Sacrifice, Redemption, and Hope
Perhaps the most moving aspect of Les Misérables is the sense that even in the face of systemic cruelty, individuals can act with immense moral courage. Valjean’s decisions — saving Marius, protecting Cosette, sparing Javert — show the possibility of redemption in a world that doesn’t guarantee fairness. Singaporeans might interpret these gestures differently. In a society focused on meritocracy, efficiency, and order, Valjean’s moral compass can feel almost naive. Yet, it’s precisely this idealism that makes the story endure: hope isn’t just about revolution; it’s about quiet, relentless ethical persistence.
The musical also challenges our understanding of suffering. Fantine and Éponine endure not just physical or financial hardship, but social and moral invisibility. Their pain isn’t glamorous, yet the music makes it hauntingly beautiful — the dissonance between beauty and suffering intensifies our empathy. It’s an experience that resonates for anyone who has ever felt unseen, unheard, or undervalued.
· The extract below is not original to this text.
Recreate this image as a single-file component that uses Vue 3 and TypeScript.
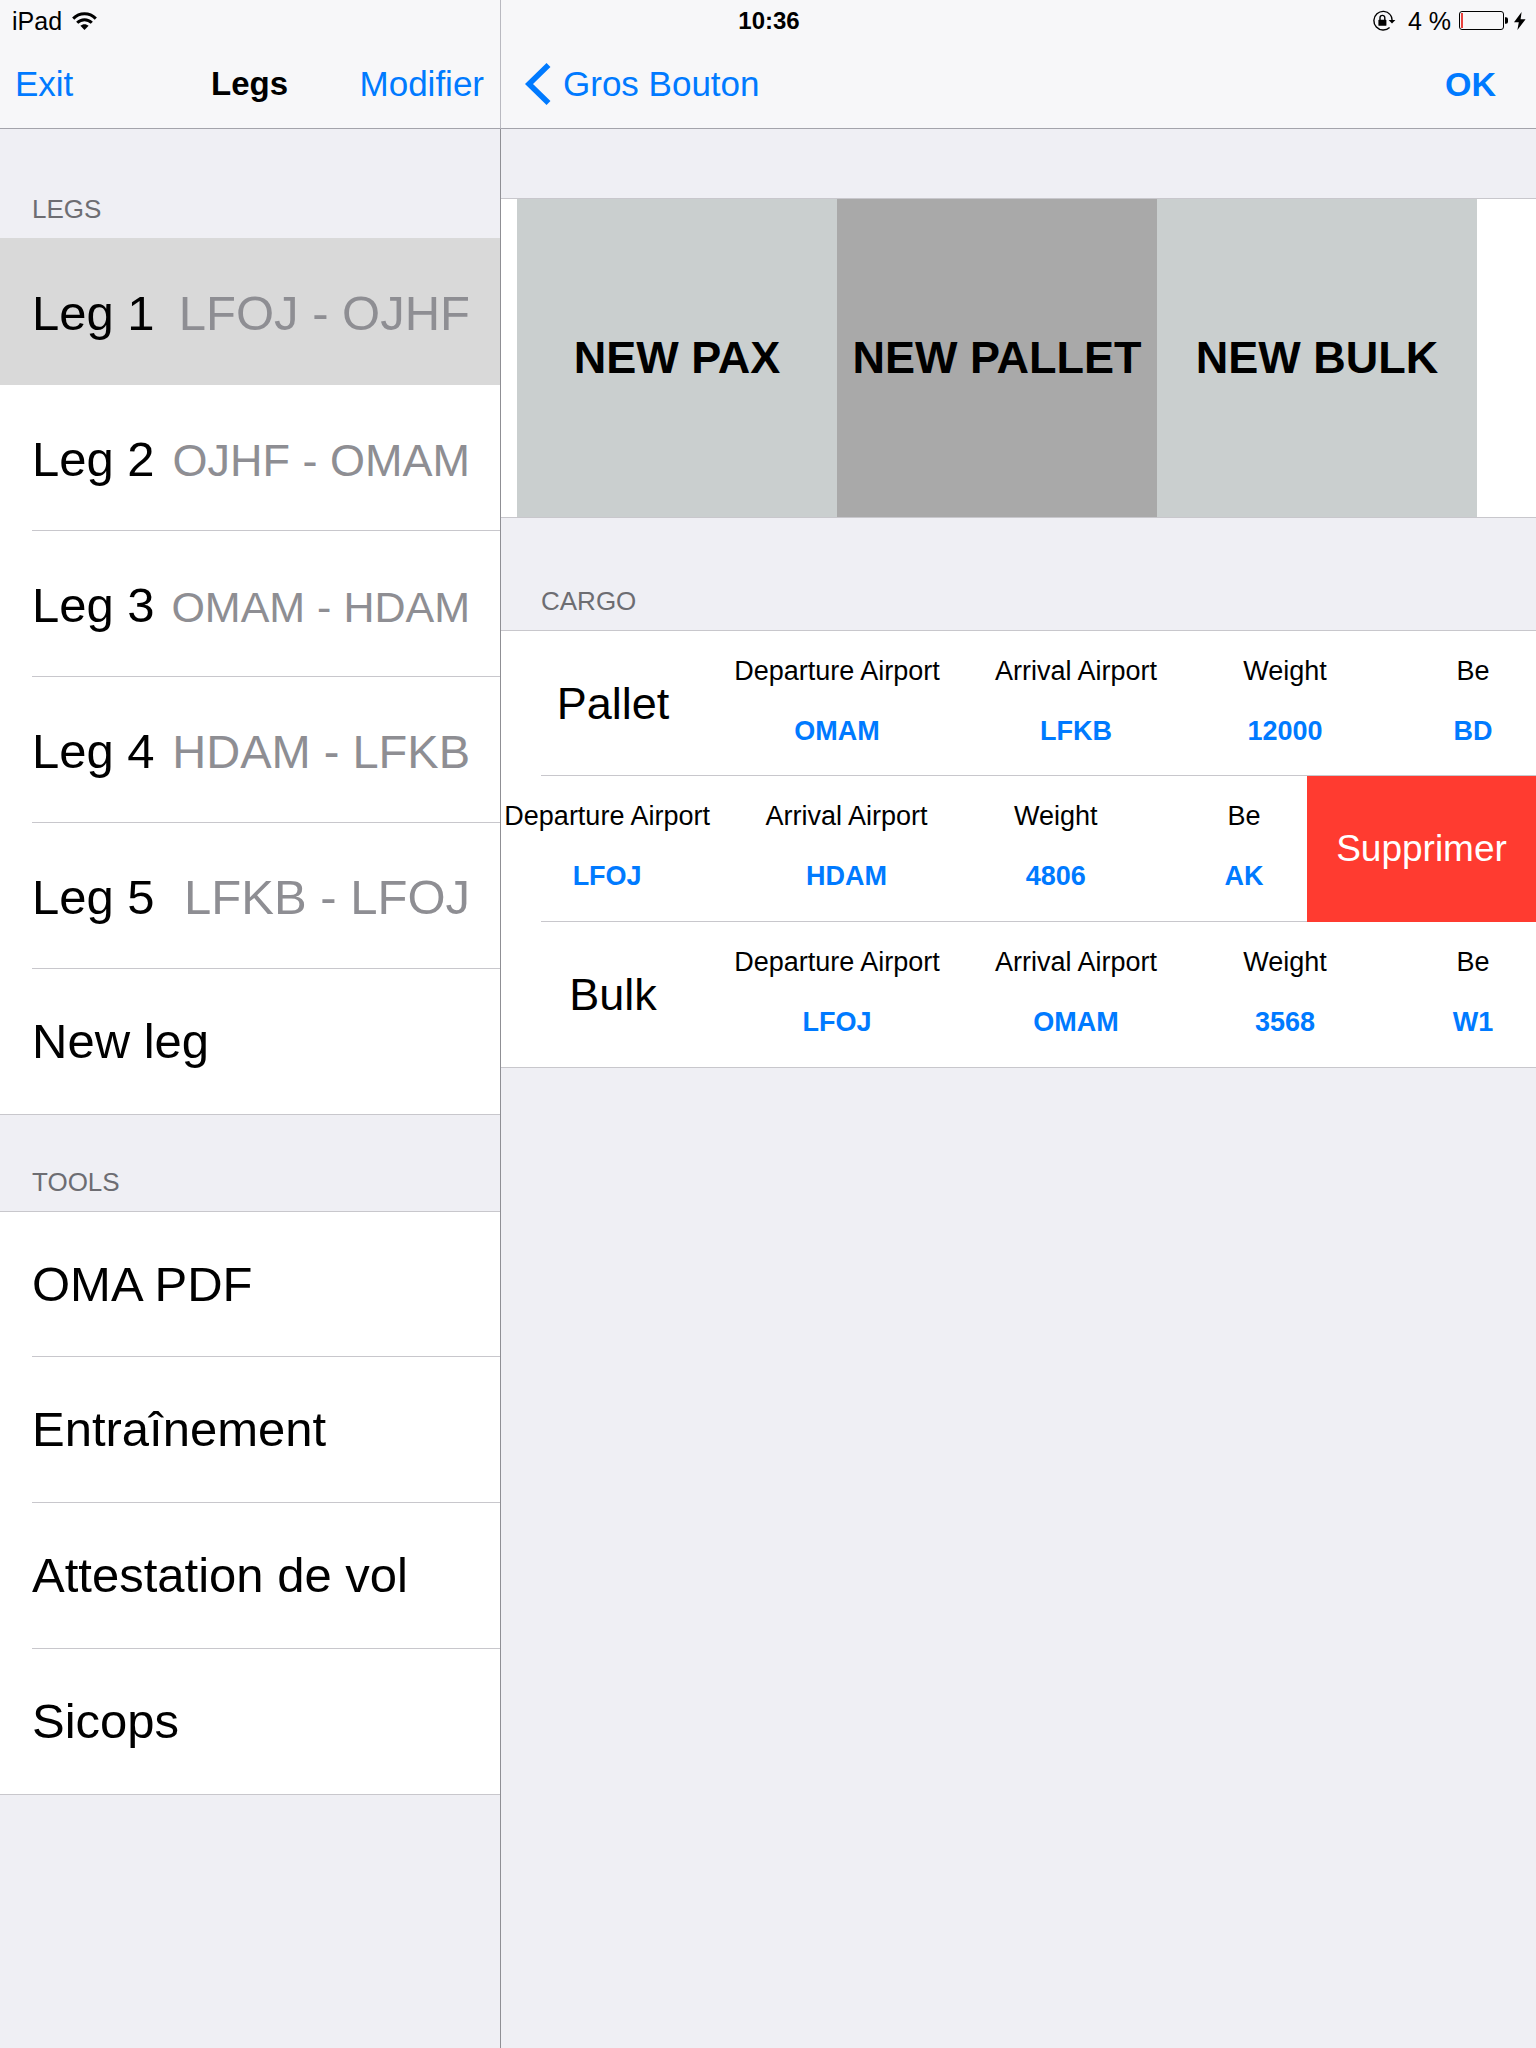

Southeast Asian Reflections
Watching Les Misérables through a Southeast Asian lens adds layers of complexity. We understand the hierarchy of suffering differently. The privileged may pity Fantine, but those who have experienced poverty recognise the harsh pragmatism in her choices. Éponine’s longing is familiar to anyone who has watched someone silently sacrifice for another. And the societal constraints on women, while European in setting, echo familiar restrictions across our region — where family, tradition, and moral judgement shape the contours of women’s lives.
Moreover, the musical’s revolutionary energy feels slightly foreign, yet the lessons are universal. Collective action, empathy for the oppressed, and moral courage resonate across cultures, even if the means of expression differ. For audiences accustomed to subtler forms of protest — kampung stories, folktales, or quiet advocacy — the barricades of Paris still sing a familiar tune: the human desire for justice never truly fades.
Final Thoughts
By the time the final notes of “Do You Hear the People Sing?” rang out, I felt emotionally spent but enriched. Les Misérables is more than spectacle; it’s a meditation on human resilience, injustice, and the redemptive power of compassion. Even with the sound mix conspiring against me and the Mandarin subtitles offering little help, the film managed to communicate the universality of suffering, the potency of moral courage, and the endurance of hope.
And yes, Singaporeans, we may squirm a little when the lyrics disappear under orchestral drama, but isn’t that just like life? We navigate, guess, stumble — yet beauty, truth, and meaning can still shine through, sometimes faintly, sometimes blindingly bright.
So if you ever find yourself in a Cathay Cineplex, clutching your Mandarin subtitles while trying to lip-read Hugh Jackman, remember: the pain, the longing, and the human spirit transcend language. And maybe, just maybe, you’ll come out humming I Dreamed a Dream — even if you’re not entirely sure of all the words.